* START Given data *

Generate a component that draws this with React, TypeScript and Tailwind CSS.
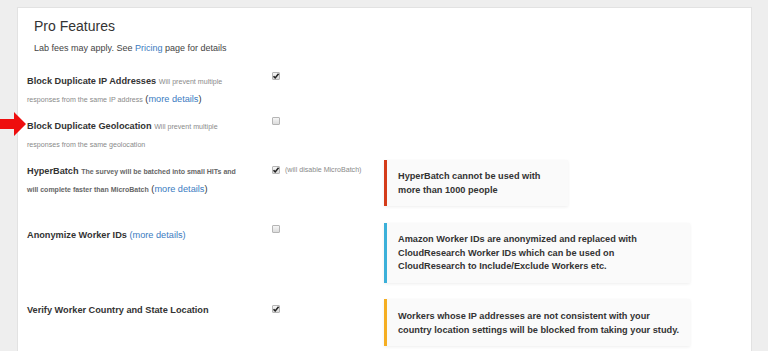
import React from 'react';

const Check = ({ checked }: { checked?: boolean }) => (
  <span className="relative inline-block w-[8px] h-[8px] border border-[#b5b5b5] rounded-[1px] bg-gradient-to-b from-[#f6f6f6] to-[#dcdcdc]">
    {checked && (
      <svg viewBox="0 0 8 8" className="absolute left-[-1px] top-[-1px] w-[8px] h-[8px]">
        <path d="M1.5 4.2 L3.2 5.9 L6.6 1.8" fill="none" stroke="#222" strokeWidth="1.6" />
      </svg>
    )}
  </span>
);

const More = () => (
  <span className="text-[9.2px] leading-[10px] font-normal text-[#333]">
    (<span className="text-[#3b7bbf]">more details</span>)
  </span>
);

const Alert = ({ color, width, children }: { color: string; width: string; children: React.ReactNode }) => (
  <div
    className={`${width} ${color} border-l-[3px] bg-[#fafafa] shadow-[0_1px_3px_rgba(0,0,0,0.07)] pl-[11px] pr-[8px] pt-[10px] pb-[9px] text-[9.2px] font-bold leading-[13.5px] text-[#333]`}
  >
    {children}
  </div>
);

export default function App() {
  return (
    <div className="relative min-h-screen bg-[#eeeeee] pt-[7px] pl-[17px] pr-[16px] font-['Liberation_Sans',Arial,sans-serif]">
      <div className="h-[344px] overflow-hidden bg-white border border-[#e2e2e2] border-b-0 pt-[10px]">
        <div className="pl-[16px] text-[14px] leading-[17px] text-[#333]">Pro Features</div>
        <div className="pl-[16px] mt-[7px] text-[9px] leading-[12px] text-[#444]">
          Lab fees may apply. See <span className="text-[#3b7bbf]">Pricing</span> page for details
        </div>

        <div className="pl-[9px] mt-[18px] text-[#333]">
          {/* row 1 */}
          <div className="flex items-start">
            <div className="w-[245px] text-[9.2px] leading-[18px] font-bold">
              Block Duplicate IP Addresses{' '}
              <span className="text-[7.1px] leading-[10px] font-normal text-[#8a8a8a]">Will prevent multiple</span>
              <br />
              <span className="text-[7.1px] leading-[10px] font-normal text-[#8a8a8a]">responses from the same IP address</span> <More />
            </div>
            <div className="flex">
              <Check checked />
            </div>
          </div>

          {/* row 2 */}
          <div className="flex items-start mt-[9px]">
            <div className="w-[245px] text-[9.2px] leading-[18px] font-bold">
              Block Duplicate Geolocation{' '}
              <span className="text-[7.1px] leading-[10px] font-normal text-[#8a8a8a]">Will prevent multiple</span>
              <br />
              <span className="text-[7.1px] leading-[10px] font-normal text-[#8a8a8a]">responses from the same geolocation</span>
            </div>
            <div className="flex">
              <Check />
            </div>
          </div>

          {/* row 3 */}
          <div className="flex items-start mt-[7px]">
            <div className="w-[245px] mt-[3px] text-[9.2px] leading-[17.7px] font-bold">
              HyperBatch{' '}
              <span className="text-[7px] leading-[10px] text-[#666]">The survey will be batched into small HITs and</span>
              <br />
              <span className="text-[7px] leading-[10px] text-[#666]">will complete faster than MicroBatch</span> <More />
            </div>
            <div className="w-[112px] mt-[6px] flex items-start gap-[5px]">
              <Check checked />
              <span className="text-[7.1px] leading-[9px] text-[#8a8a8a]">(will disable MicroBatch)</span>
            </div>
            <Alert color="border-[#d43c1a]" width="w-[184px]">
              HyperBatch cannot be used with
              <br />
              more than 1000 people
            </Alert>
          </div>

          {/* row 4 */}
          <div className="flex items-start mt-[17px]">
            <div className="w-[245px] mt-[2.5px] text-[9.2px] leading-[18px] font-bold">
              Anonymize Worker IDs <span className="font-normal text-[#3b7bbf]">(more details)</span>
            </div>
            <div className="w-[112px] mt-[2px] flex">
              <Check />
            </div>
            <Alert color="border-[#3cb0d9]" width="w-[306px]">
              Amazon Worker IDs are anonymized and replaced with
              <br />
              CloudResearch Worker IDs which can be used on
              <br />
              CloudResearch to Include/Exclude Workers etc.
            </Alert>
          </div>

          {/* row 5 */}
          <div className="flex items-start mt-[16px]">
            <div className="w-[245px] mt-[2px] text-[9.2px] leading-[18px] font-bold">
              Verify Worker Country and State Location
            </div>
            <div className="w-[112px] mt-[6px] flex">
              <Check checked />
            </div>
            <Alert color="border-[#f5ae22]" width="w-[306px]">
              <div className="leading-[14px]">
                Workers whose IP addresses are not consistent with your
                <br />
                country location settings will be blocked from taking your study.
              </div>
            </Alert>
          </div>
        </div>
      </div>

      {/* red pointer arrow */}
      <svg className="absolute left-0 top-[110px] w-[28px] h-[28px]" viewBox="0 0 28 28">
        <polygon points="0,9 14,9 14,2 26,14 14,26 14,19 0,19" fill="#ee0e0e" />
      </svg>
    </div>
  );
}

* END Given data *

## [Task]
Make an exact reproduction of the listing above, without any pictures.

## [Right answer]
Generate a component that draws this with React, TypeScript and Tailwind CSS.
import React from 'react';

const Check = ({ checked }: { checked?: boolean }) => (
  <span className="relative inline-block w-[8px] h-[8px] border border-[#b5b5b5] rounded-[1px] bg-gradient-to-b from-[#f6f6f6] to-[#dcdcdc]">
    {checked && (
      <svg viewBox="0 0 8 8" className="absolute left-[-1px] top-[-1px] w-[8px] h-[8px]">
        <path d="M1.5 4.2 L3.2 5.9 L6.6 1.8" fill="none" stroke="#222" strokeWidth="1.6" />
      </svg>
    )}
  </span>
);

const More = () => (
  <span className="text-[9.2px] leading-[10px] font-normal text-[#333]">
    (<span className="text-[#3b7bbf]">more details</span>)
  </span>
);

const Alert = ({ color, width, children }: { color: string; width: string; children: React.ReactNode }) => (
  <div
    className={`${width} ${color} border-l-[3px] bg-[#fafafa] shadow-[0_1px_3px_rgba(0,0,0,0.07)] pl-[11px] pr-[8px] pt-[10px] pb-[9px] text-[9.2px] font-bold leading-[13.5px] text-[#333]`}
  >
    {children}
  </div>
);

export default function App() {
  return (
    <div className="relative min-h-screen bg-[#eeeeee] pt-[7px] pl-[17px] pr-[16px] font-['Liberation_Sans',Arial,sans-serif]">
      <div className="h-[344px] overflow-hidden bg-white border border-[#e2e2e2] border-b-0 pt-[10px]">
        <div className="pl-[16px] text-[14px] leading-[17px] text-[#333]">Pro Features</div>
        <div className="pl-[16px] mt-[7px] text-[9px] leading-[12px] text-[#444]">
          Lab fees may apply. See <span className="text-[#3b7bbf]">Pricing</span> page for details
        </div>

        <div className="pl-[9px] mt-[18px] text-[#333]">
          {/* row 1 */}
          <div className="flex items-start">
            <div className="w-[245px] text-[9.2px] leading-[18px] font-bold">
              Block Duplicate IP Addresses{' '}
              <span className="text-[7.1px] leading-[10px] font-normal text-[#8a8a8a]">Will prevent multiple</span>
              <br />
              <span className="text-[7.1px] leading-[10px] font-normal text-[#8a8a8a]">responses from the same IP address</span> <More />
            </div>
            <div className="flex">
              <Check checked />
            </div>
          </div>

          {/* row 2 */}
          <div className="flex items-start mt-[9px]">
            <div className="w-[245px] text-[9.2px] leading-[18px] font-bold">
              Block Duplicate Geolocation{' '}
              <span className="text-[7.1px] leading-[10px] font-normal text-[#8a8a8a]">Will prevent multiple</span>
              <br />
              <span className="text-[7.1px] leading-[10px] font-normal text-[#8a8a8a]">responses from the same geolocation</span>
            </div>
            <div className="flex">
              <Check />
            </div>
          </div>

          {/* row 3 */}
          <div className="flex items-start mt-[7px]">
            <div className="w-[245px] mt-[3px] text-[9.2px] leading-[17.7px] font-bold">
              HyperBatch{' '}
              <span className="text-[7px] leading-[10px] text-[#666]">The survey will be batched into small HITs and</span>
              <br />
              <span className="text-[7px] leading-[10px] text-[#666]">will complete faster than MicroBatch</span> <More />
            </div>
            <div className="w-[112px] mt-[6px] flex items-start gap-[5px]">
              <Check checked />
              <span className="text-[7.1px] leading-[9px] text-[#8a8a8a]">(will disable MicroBatch)</span>
            </div>
            <Alert color="border-[#d43c1a]" width="w-[184px]">
              HyperBatch cannot be used with
              <br />
              more than 1000 people
            </Alert>
          </div>

          {/* row 4 */}
          <div className="flex items-start mt-[17px]">
            <div className="w-[245px] mt-[2.5px] text-[9.2px] leading-[18px] font-bold">
              Anonymize Worker IDs <span className="font-normal text-[#3b7bbf]">(more details)</span>
            </div>
            <div className="w-[112px] mt-[2px] flex">
              <Check />
            </div>
            <Alert color="border-[#3cb0d9]" width="w-[306px]">
              Amazon Worker IDs are anonymized and replaced with
              <br />
              CloudResearch Worker IDs which can be used on
              <br />
              CloudResearch to Include/Exclude Workers etc.
            </Alert>
          </div>

          {/* row 5 */}
          <div className="flex items-start mt-[16px]">
            <div className="w-[245px] mt-[2px] text-[9.2px] leading-[18px] font-bold">
              Verify Worker Country and State Location
            </div>
            <div className="w-[112px] mt-[6px] flex">
              <Check checked />
            </div>
            <Alert color="border-[#f5ae22]" width="w-[306px]">
              <div className="leading-[14px]">
                Workers whose IP addresses are not consistent with your
                <br />
                country location settings will be blocked from taking your study.
              </div>
            </Alert>
          </div>
        </div>
      </div>

      {/* red pointer arrow */}
      <svg className="absolute left-0 top-[110px] w-[28px] h-[28px]" viewBox="0 0 28 28">
        <polygon points="0,9 14,9 14,2 26,14 14,26 14,19 0,19" fill="#ee0e0e" />
      </svg>
    </div>
  );
}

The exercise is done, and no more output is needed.